Judge Ted C. Tow III speaks during oral arguments for People vs Tina Peters in the Court of Appeals at the Ralph L. Carr Colorado Judicial Center in Denver on Wednesday, January 14, 2026. (Photo by AAron Ontiveroz/The Denver Post, Pool)The former clerk in Mesa County, in the far western part of Colorado, was convicted of state crimes for orchestrating a data breach of the county’s elections equipment, driven by false claims about voting machine fraud after Trump lost his reelection bid. She is serving a nine-year sentence at a state prison in Pueblo after being convicted in 2024 in her home county, a Republican stronghold that supported Trump.
Prosecutors said Peters became fixated on voting problems after becoming involved with activists who had questioned the 2020 presidential election results, including Douglas Frank, an Ohio math teacher, and MyPillow founder Mike Lindell.
Peters used another person’s security badge to allow a former surfer affiliated with Lindell, Conan Hayes, to watch a software update of her county’s election management system. Prosecutors said he made copies of the system’s hard drive before and after the upgrade, and that partially redacted security passwords later turned up online, prompting an investigation. Hayes was not charged with any wrongdoing.
Peters didn’t deny the deception but said she had to do it to make sure election records weren’t erased. She claims she should not have been prosecuted because she had a duty under federal law to preserve them — a contention that drew sharp skepticism from Wednesday’s panel.
Former Mesa County Clerk and Recorder Tina Peters smiles at supporters sitting behind her during her sentencing for her election interference case at the Mesa County District Court on Oct. 3, 2024. (Larry Robinson, Grand Junction Daily Sentinel)Instead, the three judges all expressed concern about District Court Judge Matthew Barrett’s statements during Peters’ sentencing.

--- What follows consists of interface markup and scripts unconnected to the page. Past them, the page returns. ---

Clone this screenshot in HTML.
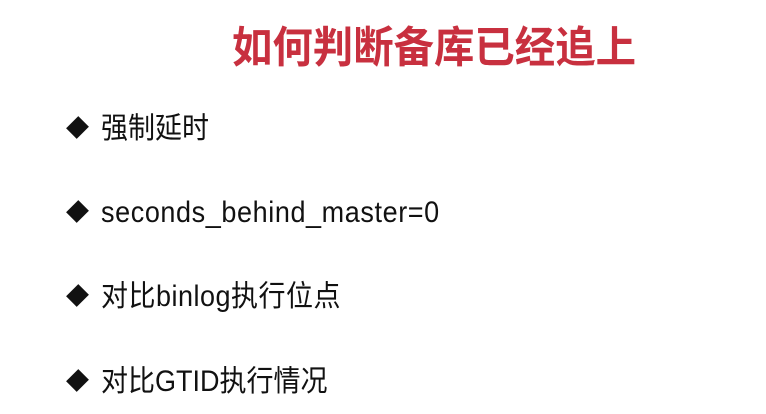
<!DOCTYPE html>
<html><head><meta charset="utf-8"><style>
html,body{margin:0;padding:0;background:#fff;width:766px;height:414px;overflow:hidden}
.t{position:absolute;left:232px;top:13px;font:bold 40px "Liberation Sans","Noto Sans CJK SC",sans-serif;color:#c8303f;white-space:nowrap;transform:scale(1.01,1.08);transform-origin:left top}
.i{position:absolute;left:66px;font:27px "Liberation Sans","Noto Sans CJK SC",sans-serif;color:#111;white-space:nowrap;line-height:30px}
.i span.x{display:inline-block;transform:scaleY(1.1);transform-origin:left center}
.d{display:inline-block;width:15px;height:15px;background:#111;transform:rotate(45deg) scaleY(1.15);margin:0 16px 4px 4px;vertical-align:middle}
</style></head><body>
<div class="t">如何判断备库已经追上</div>
<div class="i" style="top:113px"><span class="d"></span><span class="x">强制延时</span></div>
<div class="i" style="top:197px"><span class="d"></span><span class="x" style="letter-spacing:0.6px">seconds_behind_master=0</span></div>
<div class="i" style="top:281px"><span class="d"></span><span class="x" style="letter-spacing:0.5px">对比binlog执行位点</span></div>
<div class="i" style="top:366px"><span class="d"></span><span class="x">对比GTID执行情况</span></div>
</body></html>
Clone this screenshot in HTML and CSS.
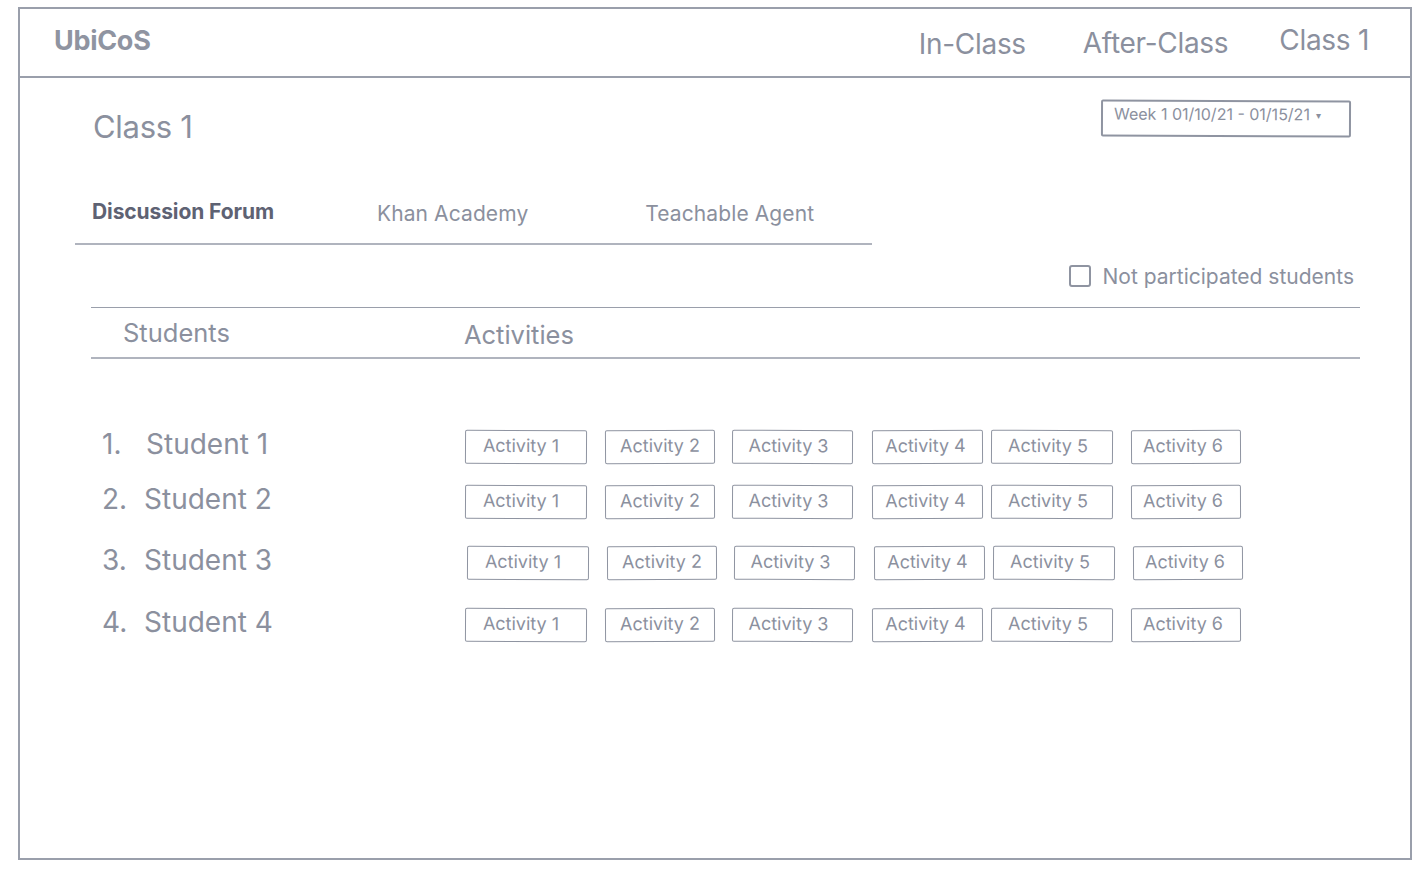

He called her a “charlatan” and said she posed a danger to the community for spreading lies about voting and undermining the democratic process.
Senior Assistant Attorney General Lisa Michaels said Barrett was responding to a lengthy presentation Peters had just concluded during the sentencing hearing, repeating the debunked election conspiracy theories that she was trying to prove.
“She made it relevant,” Michaels said of Peters. “She had a slideshow. She had pages and pages going on about this.”
Michaels contended that Barrett made clear in the sentencing that he was imposing a sentencing her for the specific crimes she was convicted of at trial. But the elements of one of those, a felony conviction for criminal impersonation, was improperly presented to the jury with language for the misdemeanor version of the crime, another element of her case that alarmed the panel’s judges.
Last month, Peters lost an attempt in federal court to be released from prison while she appeals her conviction.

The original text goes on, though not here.